Had they not been in such an
unseemly frenzy to slime the Alaska governor in the first days after her nomination was announced, some of this newer matter might actually stick. But anyone paying attention quickly came to the realization that the press and their enablers were acting more out of indignation at being surprised and fear of the new possibilities: The script in hand read that an honorable old war horse would fight the good fight against The New Socialist Man, lose by a respectable margin and yield the field to the forces of a resurgent Camelot. Palin’s selection tore that script up and made for an exciting, unpredictable race whose outcome is very much in doubt.
Nope, none of these smears is gaining traction.

Meanwhile,
Biden's sexism gets a free pass from the press, and Obama's long history of being one of the biggest earmarkers in Congress is convenently forgotten.
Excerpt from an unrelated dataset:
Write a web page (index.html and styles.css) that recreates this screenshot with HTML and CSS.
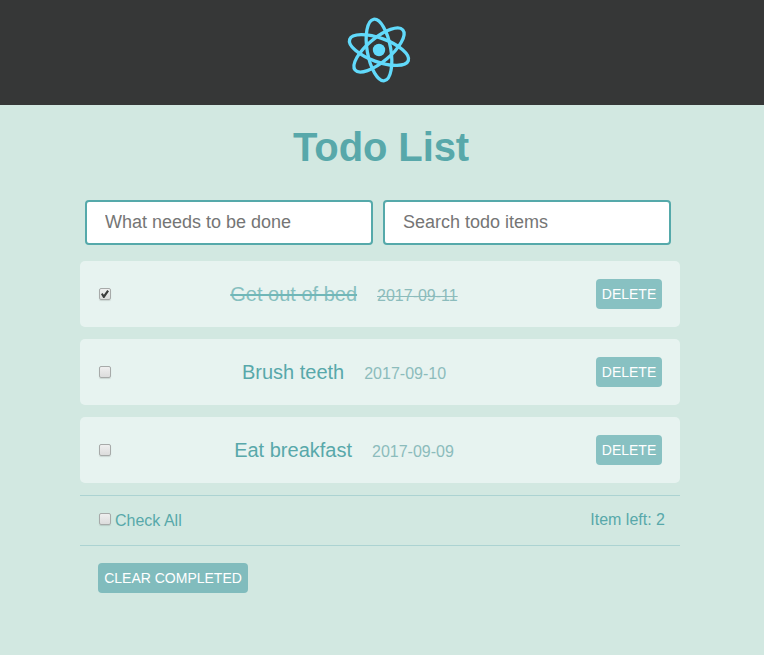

At least Alaska's State Democratic Party took down their pork-barrel "Bridge to Nowhere" credits at the homepage. Isn't it amazing that when the left digs dirt, they slime their own side.

Obama Supporters Vandalize Palin Wikipedia Entry

Members of the Barack Obama’s social network community at Obama's official campaign homepage have been involved in vandalizing Sarah Palin's Wikipedia entry. William Beutler has the report, in " Who is Encouraging Obama Supporters to Vandalize Sarah Palin’s Wikipedia Article?

Beutler has traced the origins of the Palin tampering to Stephen Ewen, an Obama social networker with ties to various other social networking and online information websites:

Palin Wikipedia

Stephen Ewen is a sometime critic of both Wikipedia and Sarah Palin, as of recently an active opponent of the governor on Wikipedia and, as of today at least, an activist using tools provided by the Obama campaign to suggest that fellow supporters make life difficult for the dozens of editors doing real work to improve the article.
Read the whole thing, here.

Beutler has made a note of this malicious activity at Wikipedia's talk page.

So far, it looks like there's absolutely nothing morally out of bounds to left-wing backers of "The One."